Code that builds pages
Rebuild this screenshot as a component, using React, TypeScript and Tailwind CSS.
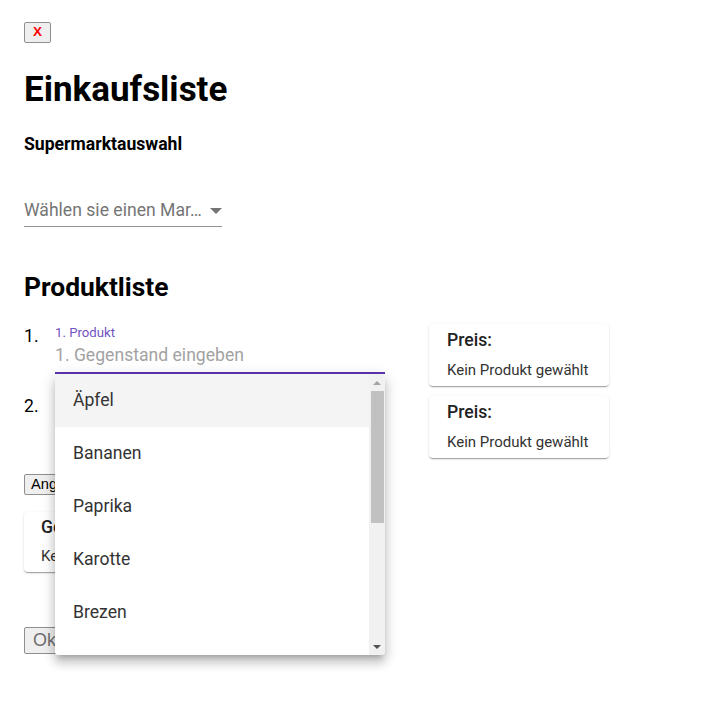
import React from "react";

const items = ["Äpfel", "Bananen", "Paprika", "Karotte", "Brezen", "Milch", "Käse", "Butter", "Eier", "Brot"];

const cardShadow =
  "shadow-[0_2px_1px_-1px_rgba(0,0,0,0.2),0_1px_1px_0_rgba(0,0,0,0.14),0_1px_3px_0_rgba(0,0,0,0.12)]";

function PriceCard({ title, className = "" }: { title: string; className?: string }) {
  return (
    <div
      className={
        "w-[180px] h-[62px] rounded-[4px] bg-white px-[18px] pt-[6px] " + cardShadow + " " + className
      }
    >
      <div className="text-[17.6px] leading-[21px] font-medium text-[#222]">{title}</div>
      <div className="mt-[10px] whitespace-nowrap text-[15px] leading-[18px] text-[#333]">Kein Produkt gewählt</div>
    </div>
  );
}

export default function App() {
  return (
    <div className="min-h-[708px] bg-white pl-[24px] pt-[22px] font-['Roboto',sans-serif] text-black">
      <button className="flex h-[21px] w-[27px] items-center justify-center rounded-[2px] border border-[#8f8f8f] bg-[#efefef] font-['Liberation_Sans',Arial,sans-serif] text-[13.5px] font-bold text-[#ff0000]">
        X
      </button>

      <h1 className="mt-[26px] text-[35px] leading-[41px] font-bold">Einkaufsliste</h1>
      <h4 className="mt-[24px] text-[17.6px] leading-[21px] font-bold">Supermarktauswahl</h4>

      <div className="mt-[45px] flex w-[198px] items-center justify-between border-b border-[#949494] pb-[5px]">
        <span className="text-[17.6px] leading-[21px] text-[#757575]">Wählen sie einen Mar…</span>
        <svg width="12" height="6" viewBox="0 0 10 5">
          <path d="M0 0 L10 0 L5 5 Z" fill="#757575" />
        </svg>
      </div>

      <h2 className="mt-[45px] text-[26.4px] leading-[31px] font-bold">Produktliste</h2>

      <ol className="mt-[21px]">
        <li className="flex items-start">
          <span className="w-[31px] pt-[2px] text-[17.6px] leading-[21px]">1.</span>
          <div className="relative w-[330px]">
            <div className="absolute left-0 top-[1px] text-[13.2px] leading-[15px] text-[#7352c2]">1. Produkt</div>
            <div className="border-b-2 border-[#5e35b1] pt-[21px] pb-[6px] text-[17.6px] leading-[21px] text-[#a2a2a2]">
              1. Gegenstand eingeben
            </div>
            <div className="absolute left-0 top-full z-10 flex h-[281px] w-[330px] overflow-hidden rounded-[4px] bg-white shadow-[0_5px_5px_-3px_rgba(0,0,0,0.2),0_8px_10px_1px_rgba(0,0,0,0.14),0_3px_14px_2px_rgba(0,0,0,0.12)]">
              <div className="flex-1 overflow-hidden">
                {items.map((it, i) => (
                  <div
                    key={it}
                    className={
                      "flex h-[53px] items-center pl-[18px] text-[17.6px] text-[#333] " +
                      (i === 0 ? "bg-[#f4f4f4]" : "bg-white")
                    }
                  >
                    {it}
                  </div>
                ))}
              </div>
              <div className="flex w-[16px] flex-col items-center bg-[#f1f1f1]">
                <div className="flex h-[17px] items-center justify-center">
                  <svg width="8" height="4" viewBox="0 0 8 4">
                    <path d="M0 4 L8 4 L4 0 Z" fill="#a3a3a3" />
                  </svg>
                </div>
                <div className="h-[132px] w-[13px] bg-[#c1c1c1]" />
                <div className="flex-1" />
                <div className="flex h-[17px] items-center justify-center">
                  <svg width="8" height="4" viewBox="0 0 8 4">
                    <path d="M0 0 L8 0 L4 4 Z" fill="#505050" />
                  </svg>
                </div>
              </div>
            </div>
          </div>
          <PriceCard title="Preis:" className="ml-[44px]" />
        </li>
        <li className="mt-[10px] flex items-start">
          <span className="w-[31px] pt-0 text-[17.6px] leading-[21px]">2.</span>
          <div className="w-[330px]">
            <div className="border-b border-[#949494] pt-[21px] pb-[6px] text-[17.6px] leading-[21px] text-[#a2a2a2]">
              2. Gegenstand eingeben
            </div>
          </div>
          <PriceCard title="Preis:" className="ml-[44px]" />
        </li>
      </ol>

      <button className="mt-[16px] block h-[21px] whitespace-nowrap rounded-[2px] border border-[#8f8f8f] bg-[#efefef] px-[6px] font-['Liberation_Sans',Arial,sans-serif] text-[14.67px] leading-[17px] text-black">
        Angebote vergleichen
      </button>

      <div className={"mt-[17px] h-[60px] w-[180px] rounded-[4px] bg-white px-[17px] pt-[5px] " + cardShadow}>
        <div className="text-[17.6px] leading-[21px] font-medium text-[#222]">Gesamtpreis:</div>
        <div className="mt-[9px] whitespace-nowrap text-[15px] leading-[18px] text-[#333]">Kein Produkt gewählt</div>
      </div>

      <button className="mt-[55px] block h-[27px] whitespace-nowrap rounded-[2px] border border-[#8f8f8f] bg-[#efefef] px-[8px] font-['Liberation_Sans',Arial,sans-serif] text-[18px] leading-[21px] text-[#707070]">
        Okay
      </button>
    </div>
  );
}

...

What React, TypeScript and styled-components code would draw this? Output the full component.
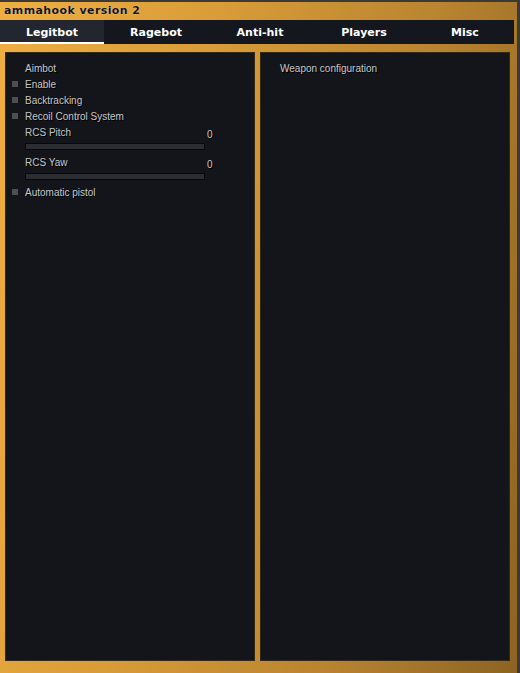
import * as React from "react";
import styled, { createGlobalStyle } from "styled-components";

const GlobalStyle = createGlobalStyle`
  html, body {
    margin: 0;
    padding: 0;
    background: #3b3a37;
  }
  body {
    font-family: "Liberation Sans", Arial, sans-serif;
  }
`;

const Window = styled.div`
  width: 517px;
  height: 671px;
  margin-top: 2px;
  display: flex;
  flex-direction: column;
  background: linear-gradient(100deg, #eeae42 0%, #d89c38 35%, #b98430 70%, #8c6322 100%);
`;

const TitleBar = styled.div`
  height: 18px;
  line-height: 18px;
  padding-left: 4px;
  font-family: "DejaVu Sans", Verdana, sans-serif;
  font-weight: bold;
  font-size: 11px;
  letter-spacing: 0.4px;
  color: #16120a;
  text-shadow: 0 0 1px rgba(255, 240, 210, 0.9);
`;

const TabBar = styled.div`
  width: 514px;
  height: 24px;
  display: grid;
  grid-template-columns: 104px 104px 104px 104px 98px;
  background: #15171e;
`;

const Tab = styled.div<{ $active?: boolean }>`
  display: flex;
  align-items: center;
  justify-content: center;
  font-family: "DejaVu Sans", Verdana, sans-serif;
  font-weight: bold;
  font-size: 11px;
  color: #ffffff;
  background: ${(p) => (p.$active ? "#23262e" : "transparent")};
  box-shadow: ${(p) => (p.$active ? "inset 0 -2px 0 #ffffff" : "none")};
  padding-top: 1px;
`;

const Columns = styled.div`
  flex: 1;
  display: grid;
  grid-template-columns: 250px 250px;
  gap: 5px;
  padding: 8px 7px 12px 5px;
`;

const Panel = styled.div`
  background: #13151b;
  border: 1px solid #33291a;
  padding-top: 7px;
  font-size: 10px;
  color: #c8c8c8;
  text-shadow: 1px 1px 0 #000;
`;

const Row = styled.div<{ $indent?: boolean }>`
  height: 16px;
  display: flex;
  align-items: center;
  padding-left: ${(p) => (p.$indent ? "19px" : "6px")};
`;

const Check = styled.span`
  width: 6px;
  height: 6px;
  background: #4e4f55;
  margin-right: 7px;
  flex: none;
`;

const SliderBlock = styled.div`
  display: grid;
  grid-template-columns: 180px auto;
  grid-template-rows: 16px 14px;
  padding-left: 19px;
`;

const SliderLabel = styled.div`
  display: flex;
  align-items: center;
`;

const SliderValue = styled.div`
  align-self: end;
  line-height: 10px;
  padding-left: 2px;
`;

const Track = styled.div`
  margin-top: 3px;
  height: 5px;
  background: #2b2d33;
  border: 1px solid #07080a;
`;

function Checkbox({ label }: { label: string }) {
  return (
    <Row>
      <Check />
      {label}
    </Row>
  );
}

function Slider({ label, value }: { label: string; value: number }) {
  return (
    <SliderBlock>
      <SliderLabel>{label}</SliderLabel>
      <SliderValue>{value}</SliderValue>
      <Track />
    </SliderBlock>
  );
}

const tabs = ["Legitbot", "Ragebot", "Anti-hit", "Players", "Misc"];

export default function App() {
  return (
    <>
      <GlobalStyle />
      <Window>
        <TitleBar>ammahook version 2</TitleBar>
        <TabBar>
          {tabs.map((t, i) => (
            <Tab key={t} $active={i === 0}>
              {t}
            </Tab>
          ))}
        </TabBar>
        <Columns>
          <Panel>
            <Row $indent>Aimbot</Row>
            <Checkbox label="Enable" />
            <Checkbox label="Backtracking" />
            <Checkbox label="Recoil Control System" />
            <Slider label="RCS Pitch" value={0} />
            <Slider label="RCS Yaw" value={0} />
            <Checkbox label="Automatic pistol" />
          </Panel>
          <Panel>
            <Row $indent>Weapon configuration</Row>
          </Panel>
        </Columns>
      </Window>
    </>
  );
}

--

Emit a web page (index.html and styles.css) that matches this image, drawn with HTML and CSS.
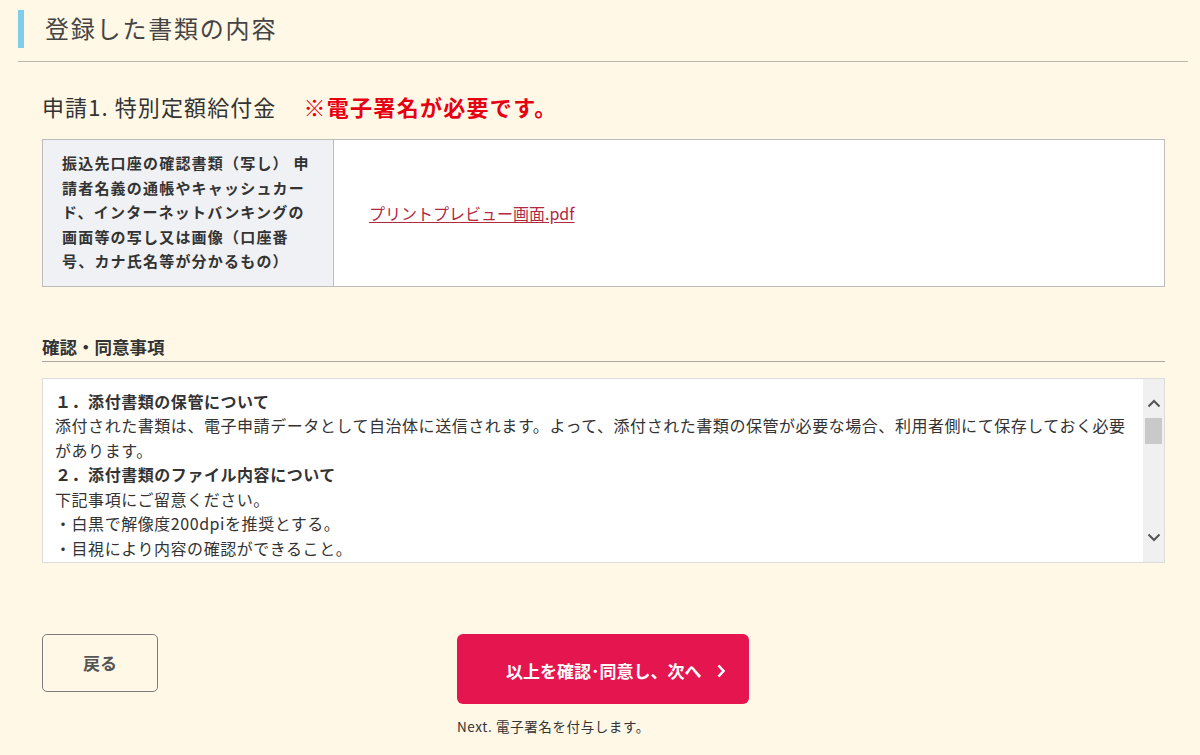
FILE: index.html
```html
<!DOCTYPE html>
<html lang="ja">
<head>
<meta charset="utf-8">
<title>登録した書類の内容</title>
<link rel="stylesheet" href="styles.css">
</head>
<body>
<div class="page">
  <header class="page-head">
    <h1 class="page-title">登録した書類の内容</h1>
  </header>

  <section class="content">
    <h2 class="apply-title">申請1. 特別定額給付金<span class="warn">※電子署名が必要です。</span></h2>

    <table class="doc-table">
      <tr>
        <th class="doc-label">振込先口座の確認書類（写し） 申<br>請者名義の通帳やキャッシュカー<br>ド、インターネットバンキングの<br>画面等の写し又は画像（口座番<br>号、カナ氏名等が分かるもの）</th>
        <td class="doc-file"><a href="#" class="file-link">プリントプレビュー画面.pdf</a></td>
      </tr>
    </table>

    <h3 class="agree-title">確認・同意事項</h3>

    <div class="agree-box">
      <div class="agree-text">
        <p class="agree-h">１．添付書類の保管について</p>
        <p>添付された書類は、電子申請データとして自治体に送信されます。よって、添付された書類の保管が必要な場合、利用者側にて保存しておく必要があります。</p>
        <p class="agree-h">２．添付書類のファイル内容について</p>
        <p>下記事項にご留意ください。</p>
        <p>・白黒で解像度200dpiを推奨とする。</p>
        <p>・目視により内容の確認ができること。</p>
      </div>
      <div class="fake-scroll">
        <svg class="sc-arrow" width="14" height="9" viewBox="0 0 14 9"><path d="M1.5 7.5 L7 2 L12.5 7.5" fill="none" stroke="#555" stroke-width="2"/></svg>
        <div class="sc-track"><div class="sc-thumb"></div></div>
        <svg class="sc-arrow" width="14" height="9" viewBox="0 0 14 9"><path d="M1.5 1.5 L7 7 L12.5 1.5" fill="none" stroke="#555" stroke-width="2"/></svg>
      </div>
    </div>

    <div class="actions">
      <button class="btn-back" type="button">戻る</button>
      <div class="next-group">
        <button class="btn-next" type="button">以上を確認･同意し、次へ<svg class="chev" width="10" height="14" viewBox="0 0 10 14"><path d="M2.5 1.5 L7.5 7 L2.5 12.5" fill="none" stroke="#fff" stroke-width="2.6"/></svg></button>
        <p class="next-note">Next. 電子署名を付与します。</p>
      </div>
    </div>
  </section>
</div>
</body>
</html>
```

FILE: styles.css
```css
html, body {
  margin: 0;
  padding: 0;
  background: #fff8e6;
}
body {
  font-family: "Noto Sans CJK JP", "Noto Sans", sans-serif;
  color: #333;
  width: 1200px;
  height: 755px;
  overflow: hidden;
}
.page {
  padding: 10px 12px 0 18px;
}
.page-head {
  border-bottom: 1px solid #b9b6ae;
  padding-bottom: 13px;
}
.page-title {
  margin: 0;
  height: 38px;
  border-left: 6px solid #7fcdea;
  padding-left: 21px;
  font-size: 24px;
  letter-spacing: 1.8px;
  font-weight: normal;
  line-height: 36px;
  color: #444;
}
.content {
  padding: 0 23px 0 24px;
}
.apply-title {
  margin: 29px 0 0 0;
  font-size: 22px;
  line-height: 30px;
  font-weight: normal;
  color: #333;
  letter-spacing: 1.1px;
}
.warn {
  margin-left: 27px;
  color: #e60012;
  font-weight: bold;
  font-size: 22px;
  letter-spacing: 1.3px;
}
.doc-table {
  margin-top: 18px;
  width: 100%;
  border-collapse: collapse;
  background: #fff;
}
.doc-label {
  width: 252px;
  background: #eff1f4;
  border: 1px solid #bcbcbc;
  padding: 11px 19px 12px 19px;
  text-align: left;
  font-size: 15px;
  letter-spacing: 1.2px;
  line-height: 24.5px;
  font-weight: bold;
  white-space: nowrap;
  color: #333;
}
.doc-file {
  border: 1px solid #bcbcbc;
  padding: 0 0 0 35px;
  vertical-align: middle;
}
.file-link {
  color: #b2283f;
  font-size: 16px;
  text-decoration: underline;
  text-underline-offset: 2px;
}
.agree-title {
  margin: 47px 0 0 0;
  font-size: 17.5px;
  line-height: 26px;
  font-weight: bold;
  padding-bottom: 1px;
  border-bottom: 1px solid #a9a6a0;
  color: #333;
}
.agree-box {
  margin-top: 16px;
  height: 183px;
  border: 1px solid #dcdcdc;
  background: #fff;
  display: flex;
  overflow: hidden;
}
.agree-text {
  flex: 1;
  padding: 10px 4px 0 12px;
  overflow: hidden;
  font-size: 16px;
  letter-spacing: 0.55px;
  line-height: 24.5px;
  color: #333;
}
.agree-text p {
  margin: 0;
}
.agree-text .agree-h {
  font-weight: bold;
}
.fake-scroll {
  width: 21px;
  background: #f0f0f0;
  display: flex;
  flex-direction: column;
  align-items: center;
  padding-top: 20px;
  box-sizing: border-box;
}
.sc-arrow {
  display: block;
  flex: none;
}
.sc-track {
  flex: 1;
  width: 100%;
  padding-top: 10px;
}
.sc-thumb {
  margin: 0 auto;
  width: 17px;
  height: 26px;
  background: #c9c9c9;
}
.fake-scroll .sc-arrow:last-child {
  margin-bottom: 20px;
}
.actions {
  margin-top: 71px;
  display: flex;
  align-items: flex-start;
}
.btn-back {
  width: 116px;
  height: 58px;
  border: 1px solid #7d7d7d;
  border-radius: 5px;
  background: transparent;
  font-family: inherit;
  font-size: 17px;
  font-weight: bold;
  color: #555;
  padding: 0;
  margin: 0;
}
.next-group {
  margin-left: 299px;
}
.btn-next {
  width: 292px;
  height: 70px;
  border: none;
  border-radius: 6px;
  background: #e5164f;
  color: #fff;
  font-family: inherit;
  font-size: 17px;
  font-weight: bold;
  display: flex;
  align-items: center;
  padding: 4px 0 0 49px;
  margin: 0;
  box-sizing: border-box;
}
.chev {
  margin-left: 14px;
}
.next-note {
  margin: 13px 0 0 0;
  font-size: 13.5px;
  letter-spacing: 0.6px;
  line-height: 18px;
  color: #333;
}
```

What you need to do
Copy out all lines above that include the string "styles".

Solution for this problem
Emit a web page (index.html and styles.css) that matches this image, drawn with HTML and CSS.
<link rel="stylesheet" href="styles.css">
FILE: styles.css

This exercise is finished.